From the celebrated author of Crossing, a finalist for the National Book Award, a piercingly honest novel about a man haunted by the violence of his past and a family ruptured by the war that ravaged their homeland, for readers of Douglas Stuart, Jenny Erpenbeck, Ocean Vuong, and Garth Greenwell. 1996: a boy raised in Finland spends the summer at his grandfather's house in Kosovo, a time that will mark him for the rest of his life, isolating him from his family and ensconcing him in a life of the mind, the complex escape of imagination.

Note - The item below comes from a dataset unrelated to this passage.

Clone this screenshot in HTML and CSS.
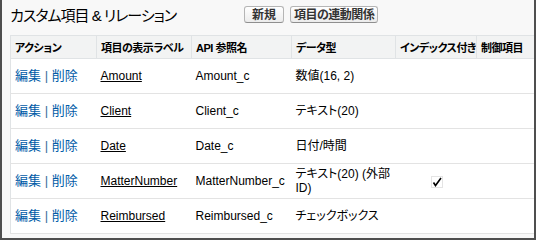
FILE: index.html
```html
<!DOCTYPE html>
<html lang="ja">
<head>
    <meta charset="UTF-8">
    <title>カスタム項目 &amp; リレーション</title>
    <link rel="stylesheet" href="styles.css">
</head>
<body>
    <div class="block">
        <div class="block-header">
            <h2 class="title">カスタム項目 &amp; リレーション</h2>
            <div class="buttons">
                <button class="btn">新規</button>
                <button class="btn btn-long">項目の連動関係</button>
            </div>
        </div>

        <div class="list-wrap">
            <table class="list">
                <colgroup>
                    <col class="c-action">
                    <col class="c-label">
                    <col class="c-api">
                    <col class="c-type">
                    <col class="c-index">
                    <col class="c-ctrl">
                </colgroup>
                <thead>
                    <tr class="head">
                        <th>アクション</th>
                        <th>項目の表示ラベル</th>
                        <th>API 参照名</th>
                        <th>データ型</th>
                        <th>インデックス付き</th>
                        <th>制御項目</th>
                    </tr>
                </thead>
                <tbody>
                    <tr>
                        <td class="actions"><a href="#">編集</a> <span class="sep">|</span> <a href="#">削除</a></td>
                        <td><a class="field" href="#">Amount</a></td>
                        <td>Amount_c</td>
                        <td>数値(16, 2)</td>
                        <td></td>
                        <td></td>
                    </tr>
                    <tr>
                        <td class="actions"><a href="#">編集</a> <span class="sep">|</span> <a href="#">削除</a></td>
                        <td><a class="field" href="#">Client</a></td>
                        <td>Client_c</td>
                        <td>テキスト(20)</td>
                        <td></td>
                        <td></td>
                    </tr>
                    <tr>
                        <td class="actions"><a href="#">編集</a> <span class="sep">|</span> <a href="#">削除</a></td>
                        <td><a class="field" href="#">Date</a></td>
                        <td>Date_c</td>
                        <td>日付/時間</td>
                        <td></td>
                        <td></td>
                    </tr>
                    <tr>
                        <td class="actions"><a href="#">編集</a> <span class="sep">|</span> <a href="#">削除</a></td>
                        <td><a class="field" href="#">MatterNumber</a></td>
                        <td>MatterNumber_c</td>
                        <td>テキスト(20) (外部ID)</td>
                        <td class="check">
                            <svg width="12" height="12" viewBox="0 0 12 12">
                                <rect x="0.5" y="0.5" width="11" height="11" fill="none" stroke="#c8c8c8" stroke-width="1" stroke-dasharray="1 1"/>
                                <path d="M2.5 6.5 L4.5 9.5 L10 2" fill="none" stroke="#000" stroke-width="1.6"/>
                            </svg>
                        </td>
                        <td></td>
                    </tr>
                    <tr>
                        <td class="actions"><a href="#">編集</a> <span class="sep">|</span> <a href="#">削除</a></td>
                        <td><a class="field" href="#">Reimbursed</a></td>
                        <td>Reimbursed_c</td>
                        <td>チェックボックス</td>
                        <td></td>
                        <td></td>
                    </tr>
                </tbody>
            </table>
        </div>
    </div>
</body>
</html>
```

FILE: styles.css
```css
body {
    margin: 0;
    font-family: "Liberation Sans", "Noto Sans CJK JP", sans-serif;
    font-size: 12px;
    color: #000;
    font-feature-settings: "palt";
}
.block {
    width: 536px;
    height: 240px;
    box-sizing: border-box;
    background-color: #f8f8f8;
    border: 2px solid #4f4f4f;
    border-top: none;
    padding-left: 8px;
    overflow: hidden;
}
.block-header {
    display: flex;
    align-items: center;
    height: 29px;
    padding-bottom: 6px;
}
.title {
    width: 234px;
    margin: 0;
    font-size: 15px;
    font-weight: normal;
    letter-spacing: -1px;
}
.buttons {
    display: flex;
    gap: 6px;
}
.btn {
    font-family: inherit;
    font-feature-settings: "palt";
    font-size: 12px;
    font-weight: bold;
    color: #333;
    height: 17px;
    padding: 0 7px;
    line-height: 14px;
    border: 1px solid #b5b5b5;
    border-bottom-color: #8f8f8f;
    border-radius: 3px;
    background: linear-gradient(#ffffff, #ececec);
}
.btn-long {
    padding: 0 3px;
    letter-spacing: -0.5px;
}
.list-wrap {
    width: 524px;
    overflow: hidden;
}
.list {
    width: 528px;
    table-layout: fixed;
    border-collapse: collapse;
    background-color: #fff;
    border: 1px solid #e0e3e5;
}
.c-action { width: 86px; }
.c-label { width: 95px; }
.c-api { width: 100px; }
.c-type { width: 104px; }
.c-index { width: 81px; }
.c-ctrl { width: 62px; }
.head {
    height: 23px;
    background-color: #f2f3f3;
}
.head th {
    text-align: left;
    font-size: 11px;
    font-weight: bold;
    letter-spacing: -0.5px;
    padding: 0 1px 0 4px;
    border-right: 1px solid #e0e3e5;
    border-bottom: 1px solid #e0e3e5;
    white-space: nowrap;
    overflow: hidden;
}
.list tbody tr {
    height: 35px;
    border-bottom: 1px solid #e3e3e3;
}
.list td {
    padding: 2px 2px 2px 4px;
    line-height: 14px;
    vertical-align: middle;
}
.actions {
    font-size: 13px;
}
.actions a {
    color: #015ba7;
    text-decoration: none;
}
.sep {
    color: #3c6e9c;
}
.field {
    color: #000;
    text-decoration: underline;
}
.check {
    text-align: center;
}
.check svg {
    display: inline-block;
    vertical-align: middle;
}
```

Years later, having grown into adulthood and built a career as a celebrated author, he returns with his mother again to Kosovo, a country that has since been savaged by war, where fear still guides people's everyday lives. The journey forces him to delve into a past both real and imagined, into a mire of trauma and illness. Can memories be trusted? What can be forgiven? And what demands revenge? His questions spiral through his every interaction--with his relatives, with a family in need, with a co-worker hiding his sexuality, with a seemingly dangerous spiritual leader--until he's confronted with the ultimate question of all: what will it take for him to survive history?
Staggering in both its psychological acuity and tour-de-force prose,
A Cow Gives Birth at Night shows us what it is to live a life without safety and the haunting truths of what can happen in a family after the lights have been turned off.